An aerodrome is a location from which aircraft flight operations take place, regardless of whether they involve air cargo, passengers, or neither. Aerodromes include small general aviation airfields, large commercial airports, and military airbases.
The term airport may imply a certain stature (having satisfied certain certification criteria or regulatory requirements) that not all aerodromes may have achieved. This means that all airports are aerodromes, but not all aerodromes are airports. Usage of the term "aerodrome" remains more common in the UK, Ireland and Commonwealth nations
According to the International Civil Aviation Organization (ICAO) an aerodrome is "A defined area on land or water (including any buildings, installations, and equipment) intended to be used either wholly or in part for the arrival, departure, and surface movement of aircraft."
Etymology
The word aerodrome derives from Ancient Greek ἀήρ (aḗr), air, and δρόμος (drómos), road or course, literally meaning air course. An ancient linguistic parallel is hippodrome (a stadium for horse racing and chariot racing), derived from ἵππος (híppos), horse, and δρόμος (drómos), course. A modern linguistic parallel is velodrome, an arena for velocipedes. Αεροδρόμιο is the word for airport in Modern Greek, which transliterates as aerodromio.

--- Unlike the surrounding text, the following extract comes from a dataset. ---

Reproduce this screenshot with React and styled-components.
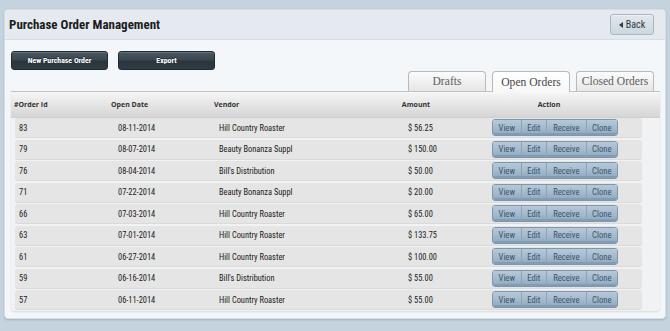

In British military usage, the Royal Flying Corps in the First World War and the Royal Air Force in the First and Second World Wars used the term—it had the advantage that their French allies, on whose soil they were often based and with whom they co-operated, used the cognate term aérodrome.
In Canada and Australia aerodrome is a legal term for any area of land or water used for aircraft operation, regardless of facilities. International Civil Aviation Organization (ICAO) documents use the term aerodrome, for example, in the Annex to the ICAO Convention about aerodromes, their physical characteristics, and their operation. However, the terms airfield or airport mostly superseded use of aerodrome after World War II, in colloquial language.
History of aerodromes
In the early days of aviation, when there were no paved runways and all landing fields were grass, a typical airfield might permit takeoffs and landings in only a couple of directions, much like today's airports, whereas an aerodrome was distinguished, by virtue of its much greater size, by its ability to handle landings and take offs in any direction. The ability to always take off and land directly into the wind, regardless of the wind's direction, was an important advantage in the earliest days of aviation when an airplane's performance in a crosswind takeoff or landing might be poor or even dangerous. The development of differential braking in aircraft, improved aircraft performance, utilization of paved runways, and the fact that a circular aerodrome required much more space than did the "L" or triangle shaped airfield, eventually made the early aerodromes obsolete. The city of the first aerodrome in the world is a French commune named Viry-Chatillon.